“He always seems to arrive at the wrong places at the wrong times with the wrong people, outside the walls of the city when the feast is over, with a few crying women.” — Nouwen
This is my favorite line from Henri Nouwen’s Wounded Healer. It is a book about ministry in our brokenness. How our wounds – what might be our humiliation – become sources of healing. Places we connect with others and experience the transformation of the Messiah! These moments lack flash. Away from the spotlight. Like John Mark McMillian sings, “Hope grows between the cracks in the asphalt.” The flower of God’s grace springs up in the most unlikely of places. (This album, The Medicine, may be my favorite worship set.)
Owen and I read the book together. He has an updated version. A good decision, written in the 70s, it uses terms like “nuclear man”. Clear to me, who grew up nervous about ballistic missiles and fallout, but less clear to Owen. The editor changed the term to a more inclusive term “modern human”. And throughout made the book gender inclusive. Something I strongly support (and Nouwen, though he has passed, would also).
Yet the editor didn’t always understand Nouwen’s point. “A few crying women” sounds sexist. So the editor took it out entirely. But “a few crying women” is actually a reference to the great bravery of women. Maybe the gender’s greatest moment. For the women went to the cross. The women were there to cry. And in the brokenness they were the ones who went to the tomb and found it empty. Outside the city walls. After the feast. Fearful and afraid. Brokenness leads to Resurrection.

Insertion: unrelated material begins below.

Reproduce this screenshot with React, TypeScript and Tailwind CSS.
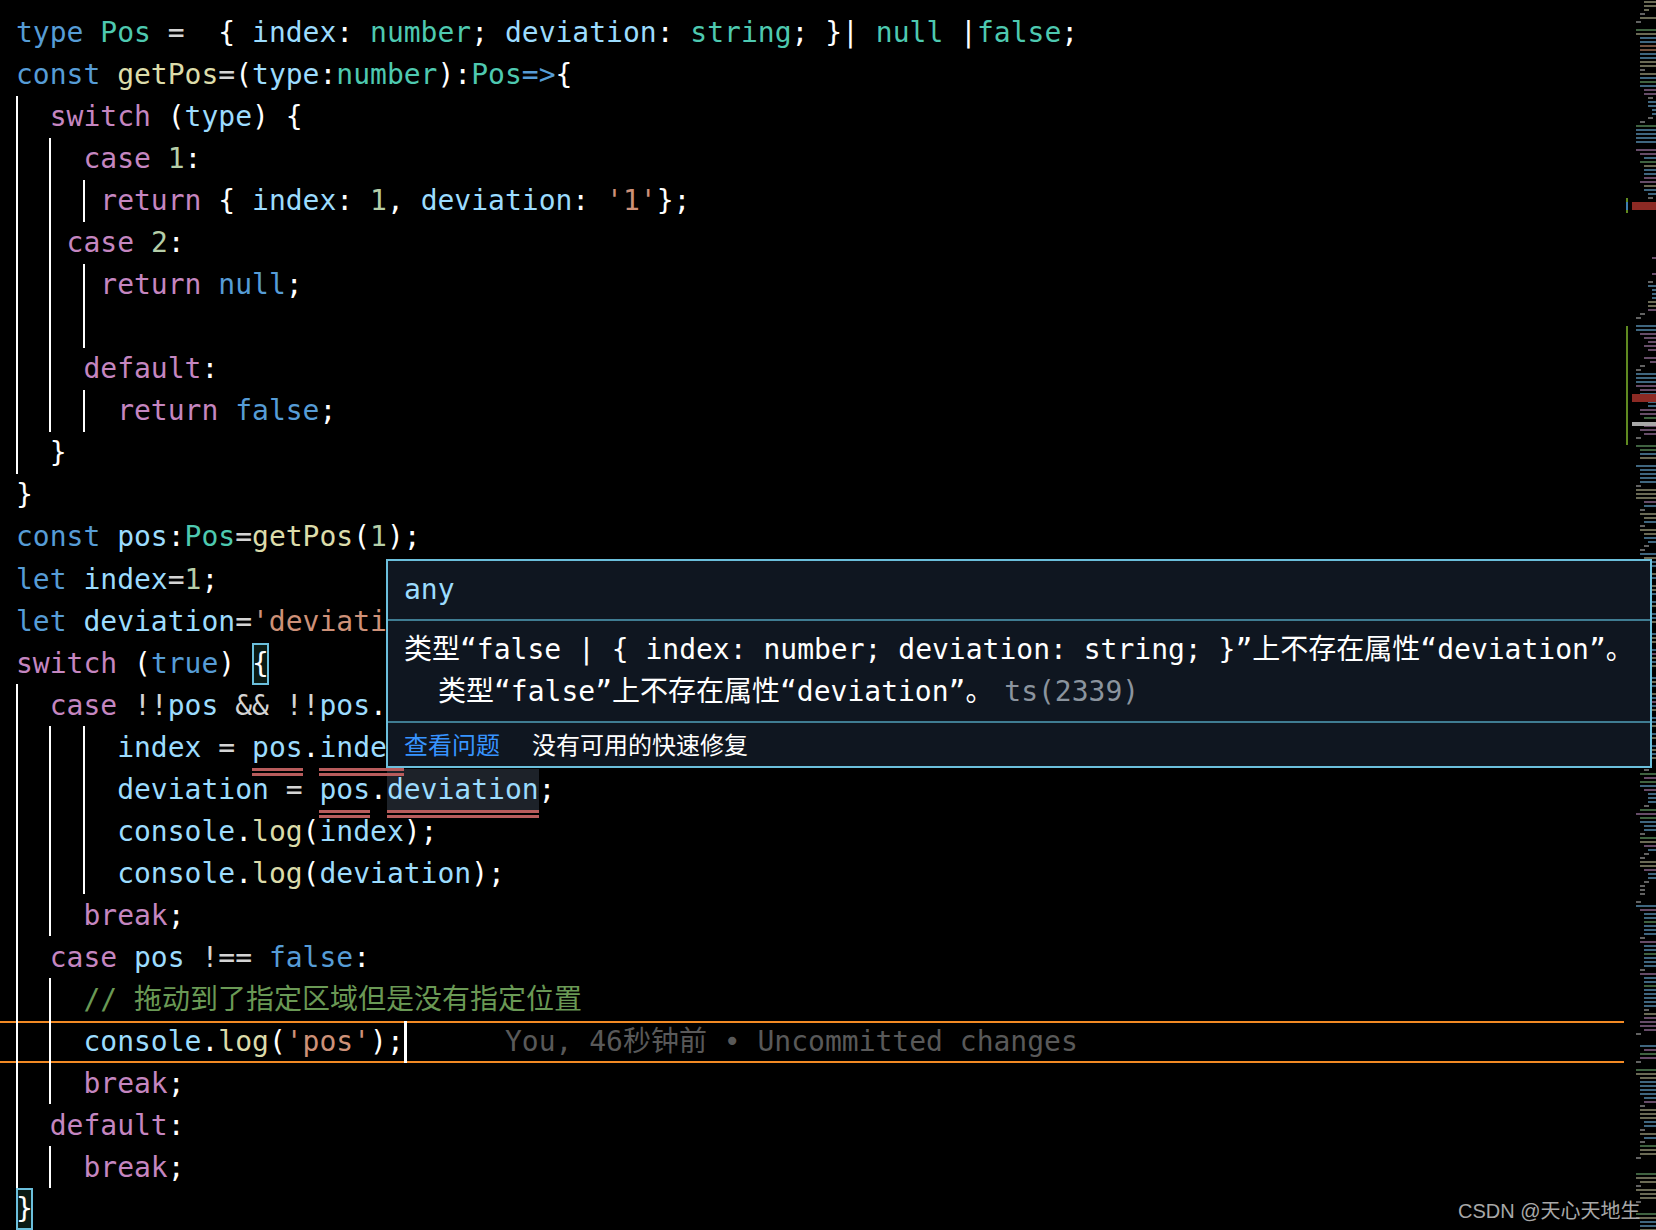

This is our ministry. Away from the limelight. Without fanfare. Among the broken. This can be discouraging, if, like me, you want to measure success. To amass praise. But it is outside the walls of fame and power we join Jesus. There he wipes our tears. And there we discover the life giving power of God’s grace.

Today we begin our daily Resolve readings in Revelation and this Sunday we look at three big themes of the book. I shared the above story for its truth, but also as a spring board. Too many read Revelation and miss the point. They search for times and dates, which is flashy and exciting (even though Jesus said we wouldn’t know, no one wants to be left behind!). But the point isn’t a future map, instead it reveals Jesus! This Sunday we land in chapter 5 and find the lion is a lamb.